Secondly, the migration of more workloads away from bespoke, smaller enterprise data centers to large cloud or colocation providers also helps with this process of standardization/normalization. Hyperscale, cloud, and colocation providers can more efficiently manage more workloads, servers, and square footage of data center whitespace per staff member.

And lastly, the emergence of more intelligent data center management software including data center infrastructure management (DCIM) tools enabled by artificial intelligence (AI) also promises to automate more maintenance tasks and eliminate others by using a predictive approach, help skilled staff manage more capacity per head.

Those tools are still in development, and Vertiv is very active in this area too.
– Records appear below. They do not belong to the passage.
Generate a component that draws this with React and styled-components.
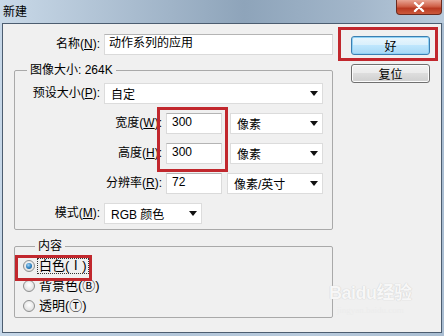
import { createGlobalStyle, styled, css } from "styled-components";

const Global = createGlobalStyle`
    html, body {
        margin: 0;
        padding: 0;
        background: #c3d4e5;
    }
    * { box-sizing: border-box; }
`

const Window = styled.div`
    width: 444px;
    height: 336px;
    overflow: hidden;
    background: linear-gradient(90deg, #c6d7e8 0%, #b3c6d9 40%, #b8cadc 70%, #a9bdd1 100%);
    font-family: "Liberation Sans", "Noto Sans CJK SC", sans-serif;
    font-size: 12px;
    color: #000;
`

const TitleBar = styled.div`
    height: 23px;
    display: flex;
    justify-content: space-between;
    align-items: flex-start;
    padding-left: 3px;
    background: linear-gradient(90deg, #c9d9e8 0%, #a9bccf 30%, #8ea4ba 55%, #a2b6ca 80%, #b9cbdc 100%);
`

const Title = styled.div`
    padding-top: 4px;
    line-height: 14px;
    font-family: "Noto Sans CJK SC", sans-serif;
    font-size: 12px;
`

const CloseBtn = styled.div`
    width: 46px;
    height: 15px;
    margin-right: 2px;
    border: 1px solid #6b2a1e;
    border-top: none;
    border-radius: 0 0 4px 4px;
    background: linear-gradient(180deg, #e8a493 0%, #d0624a 45%, #b93a22 60%, #cc5a3c 100%);
    display: flex;
    justify-content: center;
    align-items: center;
`

const Body = styled.div`
    position: relative;
    height: 310px;
    margin: 0 2px;
    border: 1px solid #4c5d70;
    background: #f0f0f0;
    display: flex;
`

const LeftCol = styled.div`
    width: 330px;
    padding-left: 11px;
`

const RightCol = styled.div`
    display: flex;
    flex-direction: column;
    gap: 9px;
    padding-top: 12px;
    margin-left: 18px;
`

const Row = styled.div`
    display: flex;
    align-items: center;
    height: 21px;
    margin-top: ${p => p.$mt || 0}px;
`

const Label = styled.div`
    width: ${p => p.$w}px;
    margin-right: 4px;
    text-align: right;
    white-space: nowrap;
    line-height: 21px;

    u {
        text-underline-offset: 1px;
    }
`

const Field = styled.div`
    width: ${p => p.$w}px;
    height: 21px;
    margin-right: ${p => p.$mr || 0}px;
    background: #fff;
    border: 1px solid #dadada;
    border-top-color: #b4b4b4;
    padding-left: ${p => p.$pl || 5}px;
    line-height: 17px;
    white-space: nowrap;
`

const Select = styled.div`
    width: ${p => p.$w}px;
    height: 21px;
    background: #fff;
    border: 1px solid #dcdcdc;
    display: flex;
    align-items: center;
    justify-content: space-between;
    padding: 0 4px 0 6px;
    white-space: nowrap;
`

const Group = styled.fieldset`
    margin: ${p => p.$mt}px 0 0 0;
    padding: ${p => p.$pad};
    border: 1px solid #a9a9a9;
    border-radius: 2px;
    min-width: 0;

    legend {
        margin-left: 12px;
        padding: 0 3px;
        line-height: 14px;
        font-size: 12px;
    }
`

const RowStack = styled.div`
    display: flex;
    flex-direction: column;
    gap: ${p => p.$gap}px;
`

const RadioRow = styled.div`
    display: flex;
    align-items: center;
    height: 20px;
    font-size: 13px;
`

const RadioDot = styled.span`
    width: 12px;
    height: 12px;
    border-radius: 50%;
    margin-right: 3px;
    border: 1px solid #8e8f8f;
    background: radial-gradient(circle at 50% 40%, #ffffff 0%, #e6e6e6 60%, #cfcfcf 100%);
    display: inline-flex;
    align-items: center;
    justify-content: center;

    ${p => p.$checked && css`
        &::after {
            content: "";
            width: 6px;
            height: 6px;
            border-radius: 50%;
            background: radial-gradient(circle at 40% 35%, #a5d4f5 0%, #2a7fbf 55%, #1b4f7d 100%);
        }
    `}
`

const RadioText = styled.span`
    line-height: 14px;
    padding: 0 1px;
    outline: ${p => p.$focus ? "1px dotted #333" : "none"};
`

const Button = styled.div`
    width: 79px;
    height: 19px;
    border-radius: 3px;
    display: flex;
    align-items: center;
    justify-content: center;
    font-family: "Noto Sans CJK SC", sans-serif;
    font-size: 12px;
    border: 1px solid ${p => p.$primary ? "#3c7fb1" : "#707070"};
    background: ${p => p.$primary
        ? "linear-gradient(180deg, #eaf6fd 0%, #d9f0fc 45%, #bee6fd 50%, #a7d9f5 100%)"
        : "linear-gradient(180deg, #f2f2f2 0%, #ebebeb 45%, #dddddd 50%, #cfcfcf 100%)"};
    box-shadow: inset 0 0 0 1px ${p => p.$primary ? "#90d2f5" : "#fcfcfc"};
`

const Highlight = styled.div`
    position: absolute;
    left: ${p => p.$x - 3}px;
    top: ${p => p.$y - 24}px;
    width: ${p => p.$w}px;
    height: ${p => p.$h}px;
    border: 3px solid #c1272d;
    pointer-events: none;
`

const Watermark = styled.div`
    position: absolute;
    left: 326px;
    top: 258px;
    display: flex;
    flex-direction: column;
    align-items: center;
    color: #f7f7f7;
    text-shadow: 0 0 1px #d2d2d2, 0 0 1px #d2d2d2;
    pointer-events: none;

    b {
        font-family: "Liberation Sans", "Noto Sans CJK SC", sans-serif;
        font-size: 18px;
        line-height: 22px;
        letter-spacing: -0.5px;
    }

    span {
        font-family: "Liberation Serif", serif;
        font-size: 9px;
        line-height: 12px;
        color: #ececec;
        text-shadow: none;
    }
`

const Arrow = () => (
    <svg width="8" height="5" viewBox="0 0 8 5">
        <path d="M0 0 H8 L4 5 Z" fill="#111" />
    </svg>
)

function App() {
    return (
        <Window>
            <Global />
            <TitleBar>
                <Title>新建</Title>
                <CloseBtn>
                    <svg width="12" height="10" viewBox="0 0 12 10">
                        <path d="M2 1 L10 9 M10 1 L2 9" stroke="#fff" strokeWidth="2.4" strokeLinecap="round" />
                    </svg>
                </CloseBtn>
            </TitleBar>
            <Body>
                <LeftCol>
                    <Row $mt={10}>
                        <Label $w={86}>名称(<u>N</u>):</Label>
                        <Field $w={229} $pl={4}>动作系列的应用</Field>
                    </Row>

                    <Group $mt={8} $pad="6px 8px 5px 0">
                        <legend>图像大小: 264K</legend>
                        <RowStack $gap={9}>
                            <Row>
                                <Label $w={85}>预设大小(<u>P</u>):</Label>
                                <Select $w={219}>自定<Arrow /></Select>
                            </Row>
                            <Row>
                                <Label $w={147}>宽度(<u>W</u>):</Label>
                                <Field $w={56} $mr={8}>300</Field>
                                <Select $w={93}>像素<Arrow /></Select>
                            </Row>
                            <Row>
                                <Label $w={147}>高度(<u>H</u>):</Label>
                                <Field $w={56} $mr={8}>300</Field>
                                <Select $w={93}>像素<Arrow /></Select>
                            </Row>
                            <Row>
                                <Label $w={147}>分辨率(<u>R</u>):</Label>
                                <Field $w={56} $mr={5}>72</Field>
                                <Select $w={96}>像素/英寸<Arrow /></Select>
                            </Row>
                            <Row>
                                <Label $w={85}>模式(<u>M</u>):</Label>
                                <Select $w={98}>RGB 颜色<Arrow /></Select>
                            </Row>
                        </RowStack>
                    </Group>

                    <Group $mt={9} $pad="3px 8px 1px 8px">
                        <legend>内容</legend>
                        <RowStack $gap={0}>
                            <RadioRow>
                                <RadioDot $checked />
                                <RadioText $focus>白色(Ⅰ)</RadioText>
                            </RadioRow>
                            <RadioRow>
                                <RadioDot />
                                <RadioText>背景色(Ⓑ)</RadioText>
                            </RadioRow>
                            <RadioRow>
                                <RadioDot />
                                <RadioText>透明(Ⓣ)</RadioText>
                            </RadioRow>
                        </RowStack>
                    </Group>
                </LeftCol>

                <RightCol>
                    <Button $primary>好</Button>
                    <Button>复位</Button>
                </RightCol>

                <Highlight $x={338} $y={27} $w={100} $h={34} />
                <Highlight $x={157} $y={107} $w={71} $h={65} />
                <Highlight $x={15} $y={255} $w={77} $h={26} />

                <Watermark>
                    <b>Baidu经验</b>
                    <span>jingyan.baidu.com</span>
                </Watermark>
            </Body>
        </Window>
    );
}

export default App;
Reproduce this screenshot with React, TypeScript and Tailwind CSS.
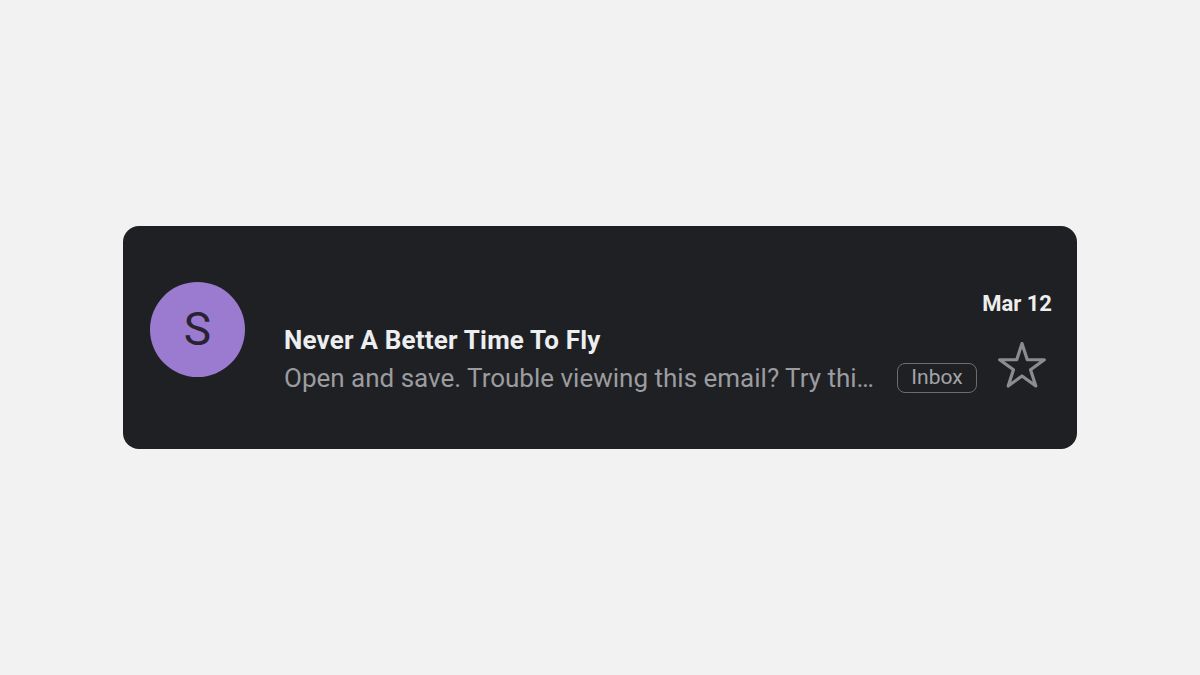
import React from "react";

const StarOutline: React.FC = () => (
  <svg width="50" height="47" viewBox="0 0 50 47" fill="none">
    <polygon
      points="25,1.5 30.28,17.74 47.35,17.74 33.54,27.77 38.81,44.01 25,33.98 11.19,44.01 16.46,27.77 2.65,17.74 19.72,17.74"
      stroke="#8b8c90"
      strokeWidth="3.2"
      strokeLinejoin="round"
    />
  </svg>
);

const App: React.FC = () => {
  return (
    <div className="w-[1200px] h-[675px] bg-[#f2f2f2] flex items-center justify-center font-['Roboto',sans-serif]">
      {/* tarjeta del correo */}
      <div className="w-[954px] h-[223px] mt-[-1px] rounded-[16px] bg-[#1f2023] flex pl-[27px] pr-[25px] pt-[56px]">
        <div className="w-[95px] h-[95px] shrink-0 rounded-full bg-[#9a7bd0] flex items-center justify-center text-[#2a2233] text-[46px] leading-none">
          S
        </div>

        <div className="ml-[39px] mt-[39px]">
          <div className="text-[26px] leading-[38px] font-bold tracking-[0.2px] text-[#eceef0] whitespace-nowrap">
            Never A Better Time To Fly
          </div>
          <div className="flex items-center">
            <div className="w-[594px] text-[26px] leading-[38px] text-[#9b9ca0] whitespace-nowrap overflow-hidden">
              Open and save. Trouble viewing this email? Try thi…
            </div>
            <div className="ml-[19px] h-[30px] w-[80px] rounded-[8px] border-[1.5px] border-[#6b6c70] flex items-center justify-center text-[21px] text-[#a3a4a8]">
              Inbox
            </div>
          </div>
        </div>

        <div className="flex-1 flex flex-col items-end mt-[8px]">
          <div className="text-[22px] leading-[28px] font-bold text-[#eeeeee] whitespace-nowrap">
            Mar 12
          </div>
          <div className="mt-[24px] mr-[5px]">
            <StarOutline />
          </div>
        </div>
      </div>
    </div>
  );
};

export default App;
But as the skills crisis begins to bite harder, then some of the impact will be lessened by AI. The 2019 Uptime Institute survey showed that more than 70 percent of respondents believe AI will reduce the need for data center staff over the next five years and beyond.

While it’s good to know that technology shifts could mitigate some aspects of the skills shortage, there’s still the short- to mid-term timeframe to consider. Encouraging more women into the industry is obviously critical from a diversity perspective but would also help meet the skills shortage. Longer term, there also needs to be continued government and private sector focus on investment in science, technology, engineering and mathematics (STEM) and encouraging more pupils to take up the subjects.

So, while I might not have set out to help tackle the skills crisis, it’s great to be able to help by encouraging others to get involved. I was lucky enough to be invited to speak on this topic at the recent Data Center Re-Transformation 2019 Conference hosting by Data Centre Alliance in Manchester which included several in-depth debates and presentations on skills

That event highlighted another potential solution, encouraging people from other professions with relevant skills to enter the data center industry. The conference included talks from ex-military personnel who have technical skills-sets that make them well-suited to the data center industry. There are even specialist organizations such as Salute Mission Critical that are helping to drive that process.

Overall, I’d like to be able to say that I plan to spend the rest of my career in the data center sector. But even if that was true, given the pace of change in robotics and AI, who knows if the data center industry will even still need me or any of us in 40 years’ time. Luckily, the ongoing high levels of innovation and growth that we are seeing in this industry will still require skilled humans, and that seems unlikely to change any time soon.